* [Problem] Transcribe the material exactly. Images do not belong in the copy.
====== Supplied entries ======
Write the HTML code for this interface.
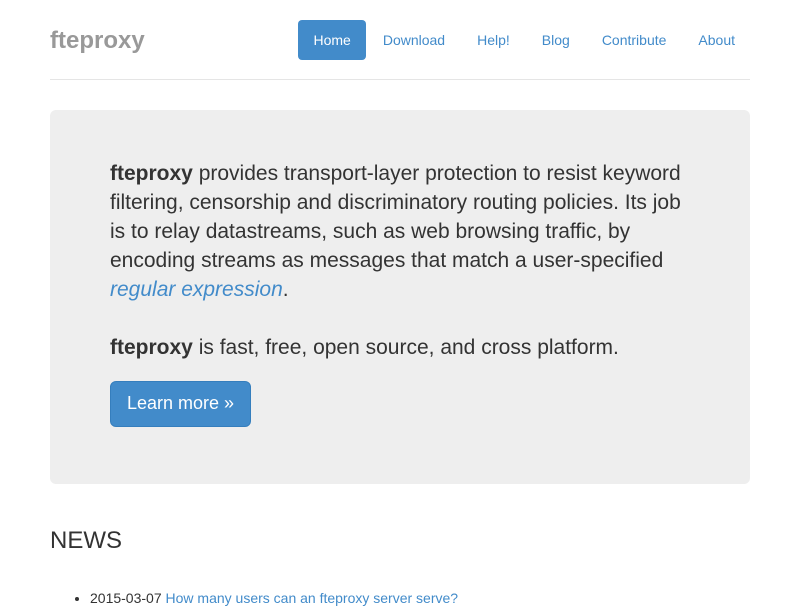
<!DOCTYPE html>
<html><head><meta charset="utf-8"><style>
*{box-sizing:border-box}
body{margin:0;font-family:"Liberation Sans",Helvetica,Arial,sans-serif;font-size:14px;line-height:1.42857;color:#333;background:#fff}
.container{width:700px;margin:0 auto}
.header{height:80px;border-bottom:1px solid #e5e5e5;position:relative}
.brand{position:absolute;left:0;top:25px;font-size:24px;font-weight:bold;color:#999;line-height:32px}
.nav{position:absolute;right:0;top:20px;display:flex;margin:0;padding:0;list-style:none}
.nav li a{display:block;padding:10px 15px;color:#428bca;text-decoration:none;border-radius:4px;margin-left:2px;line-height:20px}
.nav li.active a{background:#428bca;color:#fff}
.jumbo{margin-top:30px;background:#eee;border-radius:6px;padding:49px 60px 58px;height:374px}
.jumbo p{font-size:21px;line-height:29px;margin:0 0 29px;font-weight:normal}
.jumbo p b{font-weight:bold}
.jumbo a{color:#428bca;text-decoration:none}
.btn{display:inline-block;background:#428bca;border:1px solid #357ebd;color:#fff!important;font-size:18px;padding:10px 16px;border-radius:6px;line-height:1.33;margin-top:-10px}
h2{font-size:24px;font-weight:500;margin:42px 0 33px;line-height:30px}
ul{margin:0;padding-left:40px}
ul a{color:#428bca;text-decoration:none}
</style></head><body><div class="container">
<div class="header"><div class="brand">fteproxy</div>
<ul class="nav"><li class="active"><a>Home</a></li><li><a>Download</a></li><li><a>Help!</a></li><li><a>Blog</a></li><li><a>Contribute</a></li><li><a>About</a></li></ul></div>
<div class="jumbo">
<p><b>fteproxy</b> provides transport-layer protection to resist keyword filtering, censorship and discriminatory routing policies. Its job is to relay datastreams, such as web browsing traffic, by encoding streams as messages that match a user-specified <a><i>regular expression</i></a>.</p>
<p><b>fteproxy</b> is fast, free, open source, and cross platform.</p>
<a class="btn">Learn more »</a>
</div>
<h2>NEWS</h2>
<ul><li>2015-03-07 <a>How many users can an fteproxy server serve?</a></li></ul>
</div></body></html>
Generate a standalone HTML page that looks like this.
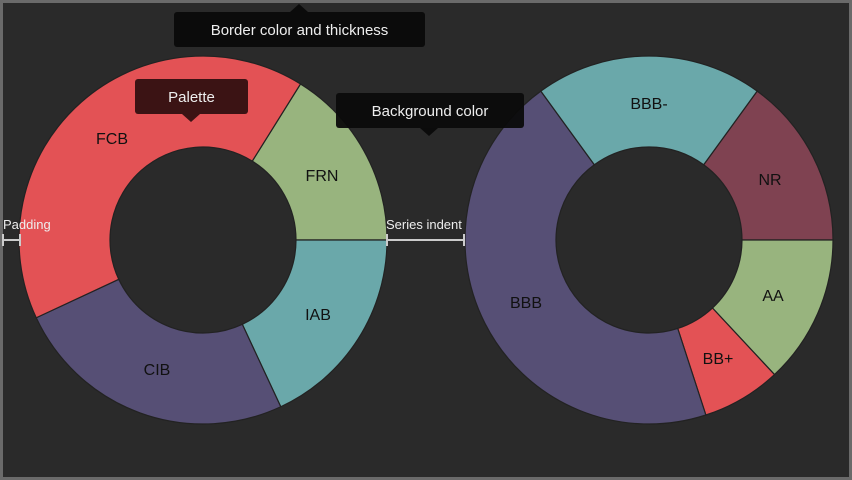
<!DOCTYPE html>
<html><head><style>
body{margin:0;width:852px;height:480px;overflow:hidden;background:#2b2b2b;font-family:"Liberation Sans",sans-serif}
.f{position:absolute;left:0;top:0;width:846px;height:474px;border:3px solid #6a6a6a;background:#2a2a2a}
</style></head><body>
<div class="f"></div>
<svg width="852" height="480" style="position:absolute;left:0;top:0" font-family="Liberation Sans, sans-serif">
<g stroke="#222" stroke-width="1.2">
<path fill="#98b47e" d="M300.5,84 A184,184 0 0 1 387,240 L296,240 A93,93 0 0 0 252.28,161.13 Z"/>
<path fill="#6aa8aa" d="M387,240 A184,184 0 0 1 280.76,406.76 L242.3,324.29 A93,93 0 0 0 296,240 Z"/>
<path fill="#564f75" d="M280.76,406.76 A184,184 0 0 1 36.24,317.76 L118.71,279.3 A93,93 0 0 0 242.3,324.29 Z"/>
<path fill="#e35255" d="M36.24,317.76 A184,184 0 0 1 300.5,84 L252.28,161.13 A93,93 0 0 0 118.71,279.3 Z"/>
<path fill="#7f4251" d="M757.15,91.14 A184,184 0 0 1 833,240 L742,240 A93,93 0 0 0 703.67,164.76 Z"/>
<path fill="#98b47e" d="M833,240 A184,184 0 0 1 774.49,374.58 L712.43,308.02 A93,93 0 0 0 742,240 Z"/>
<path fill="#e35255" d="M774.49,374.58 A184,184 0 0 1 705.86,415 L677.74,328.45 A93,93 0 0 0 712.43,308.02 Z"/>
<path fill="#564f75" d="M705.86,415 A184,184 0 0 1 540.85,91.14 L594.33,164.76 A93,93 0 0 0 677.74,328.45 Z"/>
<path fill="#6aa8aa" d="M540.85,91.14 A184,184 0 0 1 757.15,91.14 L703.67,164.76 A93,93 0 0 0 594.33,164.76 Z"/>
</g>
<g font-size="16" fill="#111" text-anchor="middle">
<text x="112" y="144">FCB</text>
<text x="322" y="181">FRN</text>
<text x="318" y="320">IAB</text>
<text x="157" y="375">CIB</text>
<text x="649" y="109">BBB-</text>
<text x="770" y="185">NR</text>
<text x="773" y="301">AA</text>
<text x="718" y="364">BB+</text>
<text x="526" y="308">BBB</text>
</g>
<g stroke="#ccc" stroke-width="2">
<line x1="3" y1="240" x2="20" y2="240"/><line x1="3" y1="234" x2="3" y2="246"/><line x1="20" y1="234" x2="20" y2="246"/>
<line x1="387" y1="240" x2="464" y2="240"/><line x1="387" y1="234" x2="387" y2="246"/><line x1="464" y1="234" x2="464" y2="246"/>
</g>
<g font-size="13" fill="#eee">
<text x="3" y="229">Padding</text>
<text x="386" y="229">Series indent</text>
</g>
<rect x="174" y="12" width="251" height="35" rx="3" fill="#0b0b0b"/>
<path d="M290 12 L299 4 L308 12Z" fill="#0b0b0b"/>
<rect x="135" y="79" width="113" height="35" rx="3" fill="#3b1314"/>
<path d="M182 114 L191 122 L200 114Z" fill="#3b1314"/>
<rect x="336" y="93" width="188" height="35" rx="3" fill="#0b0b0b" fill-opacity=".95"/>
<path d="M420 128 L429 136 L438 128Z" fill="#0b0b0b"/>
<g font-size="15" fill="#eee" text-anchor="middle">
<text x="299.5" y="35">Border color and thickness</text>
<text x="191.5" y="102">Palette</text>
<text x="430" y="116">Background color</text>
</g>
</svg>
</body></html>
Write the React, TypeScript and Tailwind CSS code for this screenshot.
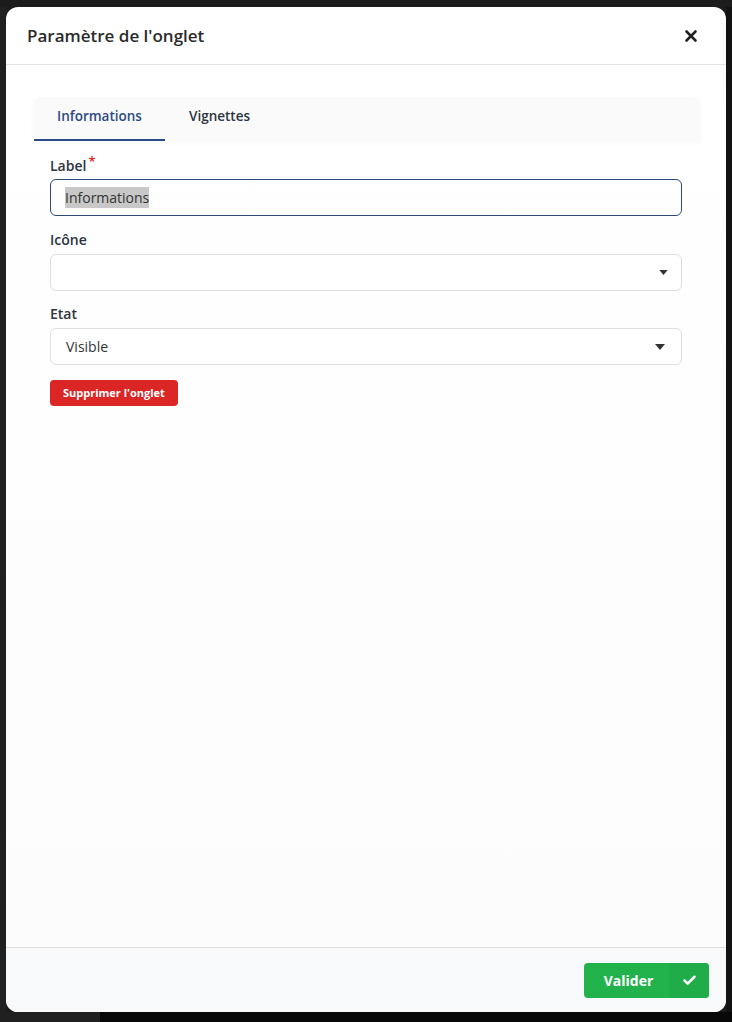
======
* [Result of this exercise]
Write the HTML code for this interface.
<!DOCTYPE html>
<html><head><meta charset="utf-8"><style>
*{box-sizing:border-box}
body{margin:0;font-family:"Liberation Sans",Helvetica,Arial,sans-serif;font-size:14px;line-height:1.42857;color:#333;background:#fff}
.container{width:700px;margin:0 auto}
.header{height:80px;border-bottom:1px solid #e5e5e5;position:relative}
.brand{position:absolute;left:0;top:25px;font-size:24px;font-weight:bold;color:#999;line-height:32px}
.nav{position:absolute;right:0;top:20px;display:flex;margin:0;padding:0;list-style:none}
.nav li a{display:block;padding:10px 15px;color:#428bca;text-decoration:none;border-radius:4px;margin-left:2px;line-height:20px}
.nav li.active a{background:#428bca;color:#fff}
.jumbo{margin-top:30px;background:#eee;border-radius:6px;padding:49px 60px 58px;height:374px}
.jumbo p{font-size:21px;line-height:29px;margin:0 0 29px;font-weight:normal}
.jumbo p b{font-weight:bold}
.jumbo a{color:#428bca;text-decoration:none}
.btn{display:inline-block;background:#428bca;border:1px solid #357ebd;color:#fff!important;font-size:18px;padding:10px 16px;border-radius:6px;line-height:1.33;margin-top:-10px}
h2{font-size:24px;font-weight:500;margin:42px 0 33px;line-height:30px}
ul{margin:0;padding-left:40px}
ul a{color:#428bca;text-decoration:none}
</style></head><body><div class="container">
<div class="header"><div class="brand">fteproxy</div>
<ul class="nav"><li class="active"><a>Home</a></li><li><a>Download</a></li><li><a>Help!</a></li><li><a>Blog</a></li><li><a>Contribute</a></li><li><a>About</a></li></ul></div>
<div class="jumbo">
<p><b>fteproxy</b> provides transport-layer protection to resist keyword filtering, censorship and discriminatory routing policies. Its job is to relay datastreams, such as web browsing traffic, by encoding streams as messages that match a user-specified <a><i>regular expression</i></a>.</p>
<p><b>fteproxy</b> is fast, free, open source, and cross platform.</p>
<a class="btn">Learn more »</a>
</div>
<h2>NEWS</h2>
<ul><li>2015-03-07 <a>How many users can an fteproxy server serve?</a></li></ul>
</div></body></html>
Generate a standalone HTML page that looks like this.
<!DOCTYPE html>
<html><head><style>
body{margin:0;width:852px;height:480px;overflow:hidden;background:#2b2b2b;font-family:"Liberation Sans",sans-serif}
.f{position:absolute;left:0;top:0;width:846px;height:474px;border:3px solid #6a6a6a;background:#2a2a2a}
</style></head><body>
<div class="f"></div>
<svg width="852" height="480" style="position:absolute;left:0;top:0" font-family="Liberation Sans, sans-serif">
<g stroke="#222" stroke-width="1.2">
<path fill="#98b47e" d="M300.5,84 A184,184 0 0 1 387,240 L296,240 A93,93 0 0 0 252.28,161.13 Z"/>
<path fill="#6aa8aa" d="M387,240 A184,184 0 0 1 280.76,406.76 L242.3,324.29 A93,93 0 0 0 296,240 Z"/>
<path fill="#564f75" d="M280.76,406.76 A184,184 0 0 1 36.24,317.76 L118.71,279.3 A93,93 0 0 0 242.3,324.29 Z"/>
<path fill="#e35255" d="M36.24,317.76 A184,184 0 0 1 300.5,84 L252.28,161.13 A93,93 0 0 0 118.71,279.3 Z"/>
<path fill="#7f4251" d="M757.15,91.14 A184,184 0 0 1 833,240 L742,240 A93,93 0 0 0 703.67,164.76 Z"/>
<path fill="#98b47e" d="M833,240 A184,184 0 0 1 774.49,374.58 L712.43,308.02 A93,93 0 0 0 742,240 Z"/>
<path fill="#e35255" d="M774.49,374.58 A184,184 0 0 1 705.86,415 L677.74,328.45 A93,93 0 0 0 712.43,308.02 Z"/>
<path fill="#564f75" d="M705.86,415 A184,184 0 0 1 540.85,91.14 L594.33,164.76 A93,93 0 0 0 677.74,328.45 Z"/>
<path fill="#6aa8aa" d="M540.85,91.14 A184,184 0 0 1 757.15,91.14 L703.67,164.76 A93,93 0 0 0 594.33,164.76 Z"/>
</g>
<g font-size="16" fill="#111" text-anchor="middle">
<text x="112" y="144">FCB</text>
<text x="322" y="181">FRN</text>
<text x="318" y="320">IAB</text>
<text x="157" y="375">CIB</text>
<text x="649" y="109">BBB-</text>
<text x="770" y="185">NR</text>
<text x="773" y="301">AA</text>
<text x="718" y="364">BB+</text>
<text x="526" y="308">BBB</text>
</g>
<g stroke="#ccc" stroke-width="2">
<line x1="3" y1="240" x2="20" y2="240"/><line x1="3" y1="234" x2="3" y2="246"/><line x1="20" y1="234" x2="20" y2="246"/>
<line x1="387" y1="240" x2="464" y2="240"/><line x1="387" y1="234" x2="387" y2="246"/><line x1="464" y1="234" x2="464" y2="246"/>
</g>
<g font-size="13" fill="#eee">
<text x="3" y="229">Padding</text>
<text x="386" y="229">Series indent</text>
</g>
<rect x="174" y="12" width="251" height="35" rx="3" fill="#0b0b0b"/>
<path d="M290 12 L299 4 L308 12Z" fill="#0b0b0b"/>
<rect x="135" y="79" width="113" height="35" rx="3" fill="#3b1314"/>
<path d="M182 114 L191 122 L200 114Z" fill="#3b1314"/>
<rect x="336" y="93" width="188" height="35" rx="3" fill="#0b0b0b" fill-opacity=".95"/>
<path d="M420 128 L429 136 L438 128Z" fill="#0b0b0b"/>
<g font-size="15" fill="#eee" text-anchor="middle">
<text x="299.5" y="35">Border color and thickness</text>
<text x="191.5" y="102">Palette</text>
<text x="430" y="116">Background color</text>
</g>
</svg>
</body></html>
Write the React, TypeScript and Tailwind CSS code for this screenshot.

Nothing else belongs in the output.